Beach is always on the look out for remarkable books like Ecstasies: drbeachcombing AT yahoo DOT com
10 March 2013: AB writes: Beach I agree with you about Ecstasies being all over the place and unnnecessarily highly involved but I find most if not all Ginzburg’s books have huge passages in them where you find yourself wond’ring is ‘e being paid by the word. The clue to why Ecstasies’s probably the worst for it though’s the title. It’s the nearest he could come to admitting his REAL thesis the witches really did attend those eldritch get togethers but out their bodies.
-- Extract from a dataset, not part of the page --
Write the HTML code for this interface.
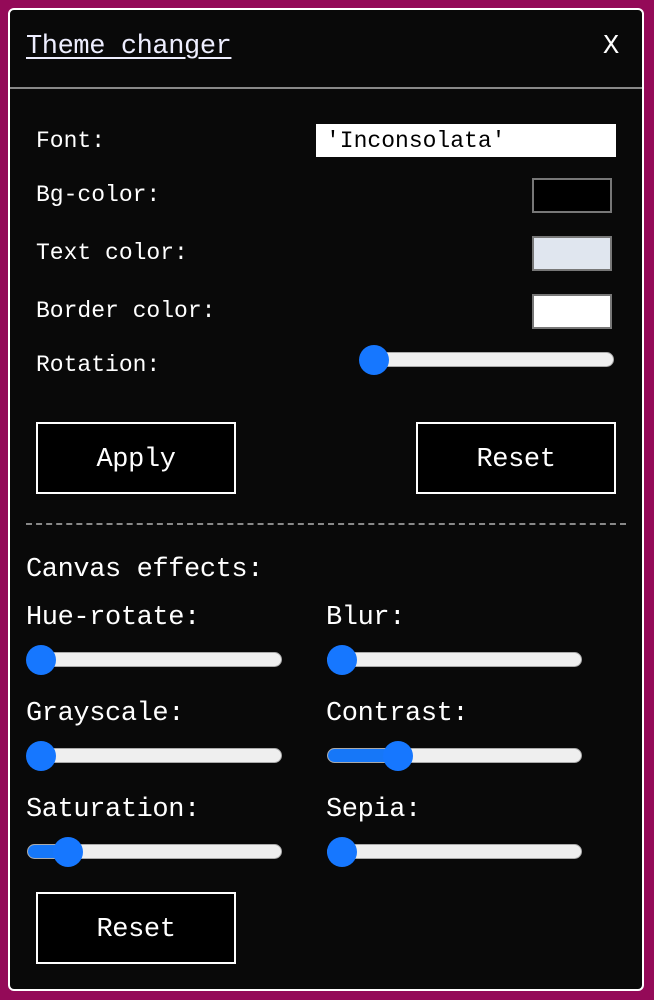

I don’t know how it reads in Itay but loads a times in English you feel he’s almost about to say “Godamnit I believe in psychic powers and to hell with the lot o’y'u!” [I'd be highly surprised if when he pops his clogs he doesn't leave behind some sort of account to the effect he's actually invountarily attended modern equivalents of these often orgiastic extravaganzas but whether his family'd actually release such a hypothetical tome's quite another matter]. If you ever read the books again [and you probably won't because they get ever more spaghettily dense and incomprehensible with every new attempt] the characters to pay attention to [though I'd be surprised if you haven't spotted them already]‘re the mysterious militaristic recruiting sergeants/commanders like the drum beating Captain [a Genghis Khanian shamanoid you may well've personally had a run-in with 'the likes of' if you've ever had any dreams about being trained to operate as a 'spaceman' aboard a huge invisible Earth orbiting 'spaceship'] and those even more mysterious religious figureheads who while professing it’s all superstitious nonsense still somehow manage to get wind of what’s going on and arrive just in time to pull certain parties out the fire viz the Bishop of Cloera’s instructions to release the sky swimmer so he could return to his sky ship.’ Thanks AB!!